Concepts and scenarios that will shape France’s next decade in space

Several terms crop up again and again in French policy debates, and they point to where decisions will bite.

What “sovereignty” really means in orbit

In practice, space sovereignty for France covers several layers:

  • Technical: know-how to design critical components and satellites
  • Industrial: factories and supply chains located in Europe
  • Operational: the ability to launch and operate missions without foreign approval
  • Legal: European rules that safeguard data, security and environmental standards

These layers can come apart quickly. A launcher might be built in Europe but depend on imported electronics. A satellite might fly on a foreign rocket, raising awkward questions during a diplomatic crisis.

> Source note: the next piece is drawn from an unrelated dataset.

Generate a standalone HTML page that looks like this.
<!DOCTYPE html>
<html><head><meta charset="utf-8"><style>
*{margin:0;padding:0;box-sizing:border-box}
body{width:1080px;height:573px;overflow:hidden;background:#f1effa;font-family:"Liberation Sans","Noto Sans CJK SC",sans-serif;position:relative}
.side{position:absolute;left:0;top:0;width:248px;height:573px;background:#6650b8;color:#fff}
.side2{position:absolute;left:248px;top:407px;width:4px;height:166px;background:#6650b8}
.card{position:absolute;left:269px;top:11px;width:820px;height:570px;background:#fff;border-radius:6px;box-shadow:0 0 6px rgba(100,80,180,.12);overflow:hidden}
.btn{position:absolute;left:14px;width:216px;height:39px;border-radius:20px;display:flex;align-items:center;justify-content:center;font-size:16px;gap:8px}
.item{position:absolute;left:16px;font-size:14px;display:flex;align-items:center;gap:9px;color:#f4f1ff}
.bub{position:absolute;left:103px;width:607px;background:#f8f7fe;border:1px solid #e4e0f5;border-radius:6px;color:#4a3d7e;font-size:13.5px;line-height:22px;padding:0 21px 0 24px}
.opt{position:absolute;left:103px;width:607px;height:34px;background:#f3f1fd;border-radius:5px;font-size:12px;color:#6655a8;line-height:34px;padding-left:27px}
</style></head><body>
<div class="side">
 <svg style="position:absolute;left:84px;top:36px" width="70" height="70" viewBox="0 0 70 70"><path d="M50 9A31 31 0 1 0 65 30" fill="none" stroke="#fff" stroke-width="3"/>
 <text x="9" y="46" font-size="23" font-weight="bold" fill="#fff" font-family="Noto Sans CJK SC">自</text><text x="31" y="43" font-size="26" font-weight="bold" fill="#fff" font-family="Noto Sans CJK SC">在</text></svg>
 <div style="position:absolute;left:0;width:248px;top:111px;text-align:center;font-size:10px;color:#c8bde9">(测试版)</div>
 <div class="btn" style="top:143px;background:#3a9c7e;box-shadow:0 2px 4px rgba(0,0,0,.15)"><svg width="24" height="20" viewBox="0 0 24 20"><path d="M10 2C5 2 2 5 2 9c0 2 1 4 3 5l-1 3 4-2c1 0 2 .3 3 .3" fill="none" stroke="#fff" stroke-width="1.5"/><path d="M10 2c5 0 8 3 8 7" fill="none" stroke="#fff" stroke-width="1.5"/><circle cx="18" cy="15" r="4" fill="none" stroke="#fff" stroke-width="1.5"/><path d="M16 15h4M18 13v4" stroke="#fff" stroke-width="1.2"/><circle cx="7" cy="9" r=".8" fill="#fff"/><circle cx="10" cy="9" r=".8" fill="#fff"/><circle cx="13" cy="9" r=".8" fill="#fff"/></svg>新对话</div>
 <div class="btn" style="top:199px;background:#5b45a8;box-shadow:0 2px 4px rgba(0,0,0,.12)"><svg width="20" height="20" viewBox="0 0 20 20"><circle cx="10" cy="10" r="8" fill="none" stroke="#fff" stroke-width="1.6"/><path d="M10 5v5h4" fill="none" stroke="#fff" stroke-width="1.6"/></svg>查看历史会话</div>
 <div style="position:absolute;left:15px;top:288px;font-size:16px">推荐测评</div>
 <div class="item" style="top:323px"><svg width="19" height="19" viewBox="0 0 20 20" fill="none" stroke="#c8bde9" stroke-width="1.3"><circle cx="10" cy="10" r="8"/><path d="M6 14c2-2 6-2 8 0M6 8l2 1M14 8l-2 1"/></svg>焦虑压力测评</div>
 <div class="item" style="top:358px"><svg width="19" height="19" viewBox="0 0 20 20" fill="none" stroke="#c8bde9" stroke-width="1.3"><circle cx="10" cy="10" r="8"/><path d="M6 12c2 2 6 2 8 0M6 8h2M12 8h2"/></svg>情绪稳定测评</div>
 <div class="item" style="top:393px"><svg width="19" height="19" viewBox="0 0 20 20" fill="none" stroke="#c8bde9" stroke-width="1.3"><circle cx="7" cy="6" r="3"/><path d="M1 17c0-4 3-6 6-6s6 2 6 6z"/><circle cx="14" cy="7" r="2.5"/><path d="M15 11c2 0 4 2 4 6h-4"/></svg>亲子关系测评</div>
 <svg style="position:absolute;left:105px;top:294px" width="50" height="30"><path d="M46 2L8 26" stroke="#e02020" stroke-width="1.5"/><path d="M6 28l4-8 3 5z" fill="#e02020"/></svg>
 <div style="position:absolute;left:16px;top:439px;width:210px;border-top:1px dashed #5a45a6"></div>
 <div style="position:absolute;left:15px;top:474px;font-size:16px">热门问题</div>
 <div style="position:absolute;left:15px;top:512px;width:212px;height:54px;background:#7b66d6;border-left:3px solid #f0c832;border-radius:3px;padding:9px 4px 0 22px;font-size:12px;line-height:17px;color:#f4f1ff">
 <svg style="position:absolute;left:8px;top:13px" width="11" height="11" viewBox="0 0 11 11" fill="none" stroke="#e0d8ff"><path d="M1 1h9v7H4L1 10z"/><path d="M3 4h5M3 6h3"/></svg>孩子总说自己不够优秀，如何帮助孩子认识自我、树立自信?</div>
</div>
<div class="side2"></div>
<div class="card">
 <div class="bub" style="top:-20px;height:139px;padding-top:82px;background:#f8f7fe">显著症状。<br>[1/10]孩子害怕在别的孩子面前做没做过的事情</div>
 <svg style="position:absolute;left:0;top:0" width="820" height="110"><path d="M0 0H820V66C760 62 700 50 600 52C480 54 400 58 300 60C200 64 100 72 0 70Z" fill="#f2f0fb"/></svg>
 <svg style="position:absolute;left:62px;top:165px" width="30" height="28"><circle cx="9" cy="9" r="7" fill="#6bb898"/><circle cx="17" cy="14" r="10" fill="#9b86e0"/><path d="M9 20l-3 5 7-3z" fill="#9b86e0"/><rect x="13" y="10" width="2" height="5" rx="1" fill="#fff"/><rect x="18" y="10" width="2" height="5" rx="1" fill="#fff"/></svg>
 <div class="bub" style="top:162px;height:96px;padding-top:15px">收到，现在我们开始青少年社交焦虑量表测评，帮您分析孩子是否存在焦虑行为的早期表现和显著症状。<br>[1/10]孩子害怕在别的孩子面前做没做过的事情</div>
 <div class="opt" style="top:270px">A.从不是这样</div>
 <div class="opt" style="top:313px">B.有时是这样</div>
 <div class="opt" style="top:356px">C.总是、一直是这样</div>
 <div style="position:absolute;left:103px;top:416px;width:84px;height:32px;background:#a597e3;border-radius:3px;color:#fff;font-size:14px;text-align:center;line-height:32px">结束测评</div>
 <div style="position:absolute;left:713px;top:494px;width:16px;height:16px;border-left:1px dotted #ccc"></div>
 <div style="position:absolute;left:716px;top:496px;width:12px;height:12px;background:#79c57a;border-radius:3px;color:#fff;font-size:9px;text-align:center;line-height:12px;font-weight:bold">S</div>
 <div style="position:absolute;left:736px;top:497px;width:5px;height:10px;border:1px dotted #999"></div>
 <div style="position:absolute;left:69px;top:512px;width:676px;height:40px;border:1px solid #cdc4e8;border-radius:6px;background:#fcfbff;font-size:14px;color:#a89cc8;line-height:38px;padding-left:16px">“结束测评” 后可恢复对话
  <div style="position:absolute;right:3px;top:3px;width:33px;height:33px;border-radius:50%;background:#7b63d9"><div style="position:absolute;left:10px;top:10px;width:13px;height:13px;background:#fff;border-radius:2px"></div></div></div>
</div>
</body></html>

Risk scenarios French planners watch

Defence analysts in Paris model situations that would stress France’s space posture. Typical scenarios include:

  • a major conflict in which GPS access is degraded or restricted, pushing Europe to rely on Galileo
  • a cyberattack against ground stations managing secure communications
  • a collision or deliberate strike that destroys a key military satellite, creating debris
  • a commercial crisis where a foreign constellation dominates European broadband, sidelining local operators

Each scenario forces hard questions: how redundant are French and European systems, how quickly can they be replaced, and who controls the key levers during a crisis?

As France weighs answers, its room for manoeuvre narrows. Acting alone brings pride but limited scale. Acting only through Europe risks dilution. Space sovereignty, in practice, will sit in the tension between those two poles — and the performance of Ariane 6, Galileo and future constellations will show whether Paris can still hold its orbit between SpaceX and Beijing.